A veces vemos largas colas de personas en la fila de las confesiones esperando su turno para confesar todos los actos que han provocado una ruptura con la Gracia de Dios. Algunos llevan sus papelitos con una larga lista de pecados y a otros les basta hacer memoria. Sin descartar que muchos lo hacen por miedo a que la muerte los tome desprevenidos, les arrebate la vida y no entren al cielo.

Hay muchas cosas que una persona gana en lo interior al confesarse. Mencionaremos 3: humildad, reconciliación y Gracia de Dios.

Al ser humano, por naturaleza, le cuesta demasiado reconocer sus errores, siempre solemos excusarnos a través de un o varios ‘pero…’. Nos justificamos fácilmente y hasta podemos concientizarnos que nuestro acto negativo tiene la aprobación de Dios. Por eso, al reconocer nuestros pecados hacemos un acto de humildad de tomar consciencia de que hemos obrado mal, y ello nos lleva al arrepentimiento de corazón de no volver a hacerlo nuevamente.  Humildad también en confesar ante un sacerdote nuestras faltas y debilidades.

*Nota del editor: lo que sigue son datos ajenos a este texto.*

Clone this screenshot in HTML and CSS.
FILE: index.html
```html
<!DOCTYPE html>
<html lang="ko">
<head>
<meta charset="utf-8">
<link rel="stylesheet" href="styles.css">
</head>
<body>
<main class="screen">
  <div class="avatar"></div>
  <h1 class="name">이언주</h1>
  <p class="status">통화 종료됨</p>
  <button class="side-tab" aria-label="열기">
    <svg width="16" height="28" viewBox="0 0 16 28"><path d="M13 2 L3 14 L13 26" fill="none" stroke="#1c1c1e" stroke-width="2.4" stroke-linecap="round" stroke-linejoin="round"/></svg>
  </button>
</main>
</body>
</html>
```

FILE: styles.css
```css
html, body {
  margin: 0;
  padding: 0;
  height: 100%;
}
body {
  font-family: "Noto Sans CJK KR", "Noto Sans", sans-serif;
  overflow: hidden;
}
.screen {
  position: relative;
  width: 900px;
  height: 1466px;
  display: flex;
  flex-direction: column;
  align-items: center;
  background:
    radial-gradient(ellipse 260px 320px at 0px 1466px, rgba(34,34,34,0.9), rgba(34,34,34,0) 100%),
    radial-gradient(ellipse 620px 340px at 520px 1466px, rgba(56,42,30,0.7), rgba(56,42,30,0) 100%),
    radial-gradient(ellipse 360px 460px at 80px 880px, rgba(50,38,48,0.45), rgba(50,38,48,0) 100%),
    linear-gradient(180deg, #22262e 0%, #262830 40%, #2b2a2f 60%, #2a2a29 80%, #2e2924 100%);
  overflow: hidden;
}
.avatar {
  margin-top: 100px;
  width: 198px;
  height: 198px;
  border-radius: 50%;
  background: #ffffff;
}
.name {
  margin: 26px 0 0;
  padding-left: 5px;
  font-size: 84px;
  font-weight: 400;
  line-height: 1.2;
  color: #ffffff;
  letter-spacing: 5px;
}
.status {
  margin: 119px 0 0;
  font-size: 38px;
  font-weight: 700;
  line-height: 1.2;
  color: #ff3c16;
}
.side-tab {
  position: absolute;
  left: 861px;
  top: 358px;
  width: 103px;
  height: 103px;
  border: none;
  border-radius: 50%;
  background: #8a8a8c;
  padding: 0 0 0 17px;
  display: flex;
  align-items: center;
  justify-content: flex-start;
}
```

Ya en la propia confesión, puestos en manos de Dios con el corazón arrepentido, recibimos la Gracia y nuestros pecados son perdonados por el mismo Señor Jesús. No solo ha bastado arrepentirnos sino pedir perdón a Dios que es al primero que hemos ofendido con nuestros pecados. Esta Gracia recibida nos vuelve a la vida espiritual y nos permite recibir el sacramento de la Comunión, por ejemplo.

Si bien hemos pedido perdón a Dios y nos hemos reconciliado con Él, también debemos señalar que la reconciliación se ha dado con uno mismo, con Dios, con tu prójimo y con lo creado.

La confesión siempre es un momento de pedir perdón pero sobre todo de dar gracias a Dios porque siempre nos espera con los brazos abiertos como el ‘Padre misericordioso’ y nos dice: “anda y no vuelvas a pecar”.